O Rio e seus pedacinhos de paraíso

           



              Tenho uma amiga que mora em um lugar lindo no Rio. Meio escondido da vista de que passa apressado pelas ruas de Laranjeiras, fica o Parque Guinle, no sopé do Morro de Santa Teresa. A princípio, o que se vê é um parque lindo, mas poucos sabem que este parque foi traçado, em 1916, pelo paisagista francês Gerárd Cochet para Eduardo Guinle, na perspectiva de um jardim particular. Nessa época o paisagismo unia o desenvolvimento do capitalismo à imagem naturalista, numa proposta pedagógica para construção de novos valores coerentes com a urbanização a partir das edificações e paisagismo. A Alemanha é precursora nessa proposta que, a seguir, foi abraçada pela França, da qual Cochet é um expoente, e Estados Unidos, cujo Central Park é uma mostra do período. O jardim dos  Guinle foi criado nessa lógica urbana, mas somente após a morte do patriarca a família Guinle decide dividir o Parque com moradores, que não o próprio clã.





           
       Em 1946 decide a família preservar o parque e, em seu entorno manda construir luxuosos edifícios. A tarefa arquitetônica foi entregue a Lúcio Costa, que projetou e construiu os três primeiros prédios designados Nova Cintra, Bristol e Caledônia.  A construção ocorreu de 1948 a 1954. Nesse período houve a intervenção de Roberto Burle Marx no jardim do palacete Guinle. Os prédios previstos, mais três, pelo projeto original, foram obra do escritório MMM Roberto.





         Atualmente o conjunto residencial do Parque Guinle está dentro da Área de Proteção Ambiental São José. Seus três edifícios se encontram na Rua Gago Coutinho e rua Paulo César de Andrade. As fachadas, todas, exprimem o pensamento arquitetônico que alia textura e leveza, marca da arquitetura brasileira do período.

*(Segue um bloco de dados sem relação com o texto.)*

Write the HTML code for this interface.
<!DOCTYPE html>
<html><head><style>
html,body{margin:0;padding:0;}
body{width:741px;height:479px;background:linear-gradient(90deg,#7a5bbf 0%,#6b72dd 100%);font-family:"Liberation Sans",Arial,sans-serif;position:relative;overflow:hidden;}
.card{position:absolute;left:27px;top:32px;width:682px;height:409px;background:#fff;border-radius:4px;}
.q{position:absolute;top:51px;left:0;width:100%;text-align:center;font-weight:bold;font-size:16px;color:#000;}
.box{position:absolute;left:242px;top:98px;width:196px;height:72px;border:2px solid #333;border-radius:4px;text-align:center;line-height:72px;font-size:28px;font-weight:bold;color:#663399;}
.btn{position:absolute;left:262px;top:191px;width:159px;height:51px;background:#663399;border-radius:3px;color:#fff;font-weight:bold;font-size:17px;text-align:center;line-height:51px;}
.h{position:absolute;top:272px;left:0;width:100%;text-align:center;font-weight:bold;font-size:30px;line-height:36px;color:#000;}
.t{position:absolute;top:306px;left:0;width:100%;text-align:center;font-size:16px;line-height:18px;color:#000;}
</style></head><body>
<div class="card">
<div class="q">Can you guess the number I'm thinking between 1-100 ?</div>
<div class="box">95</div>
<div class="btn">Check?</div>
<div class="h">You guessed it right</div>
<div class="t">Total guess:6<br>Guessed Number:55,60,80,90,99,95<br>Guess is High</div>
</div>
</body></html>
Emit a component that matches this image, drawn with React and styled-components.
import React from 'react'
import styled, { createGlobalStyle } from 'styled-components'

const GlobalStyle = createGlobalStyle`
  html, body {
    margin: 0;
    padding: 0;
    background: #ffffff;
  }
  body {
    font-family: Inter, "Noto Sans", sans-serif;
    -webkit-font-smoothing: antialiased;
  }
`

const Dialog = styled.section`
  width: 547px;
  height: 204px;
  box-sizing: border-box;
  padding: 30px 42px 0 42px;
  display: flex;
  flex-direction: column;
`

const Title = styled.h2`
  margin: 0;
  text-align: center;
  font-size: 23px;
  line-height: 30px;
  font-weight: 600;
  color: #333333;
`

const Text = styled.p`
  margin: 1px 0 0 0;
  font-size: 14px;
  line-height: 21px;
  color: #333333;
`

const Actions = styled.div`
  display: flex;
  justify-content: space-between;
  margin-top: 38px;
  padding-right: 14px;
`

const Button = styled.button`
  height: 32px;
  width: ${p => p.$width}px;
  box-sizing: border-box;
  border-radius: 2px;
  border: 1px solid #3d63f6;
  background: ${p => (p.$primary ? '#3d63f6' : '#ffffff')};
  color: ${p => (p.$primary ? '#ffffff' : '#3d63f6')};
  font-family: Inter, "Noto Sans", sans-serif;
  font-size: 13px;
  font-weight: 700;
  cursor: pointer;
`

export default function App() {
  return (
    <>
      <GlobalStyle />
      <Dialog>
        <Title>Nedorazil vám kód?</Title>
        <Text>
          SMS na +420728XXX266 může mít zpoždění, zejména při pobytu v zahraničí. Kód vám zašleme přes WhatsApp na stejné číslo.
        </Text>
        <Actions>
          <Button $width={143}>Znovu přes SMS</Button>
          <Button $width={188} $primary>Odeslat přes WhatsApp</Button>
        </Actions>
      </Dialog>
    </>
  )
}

            À entrada do Parque, mantém-se o portão original da residência da família lembra os aspectos históricos de um Rio de palacetes e chácaras, já desaparecido. Já passei uma manhã toda lá, desfrutando da aragem sempre fresca propiciada por inúmeras árvores. É um lugar lindo para quem quer descansar do caos urbano, dentro da cidade. É um pequeno paraíso desses que só o Rio oferece.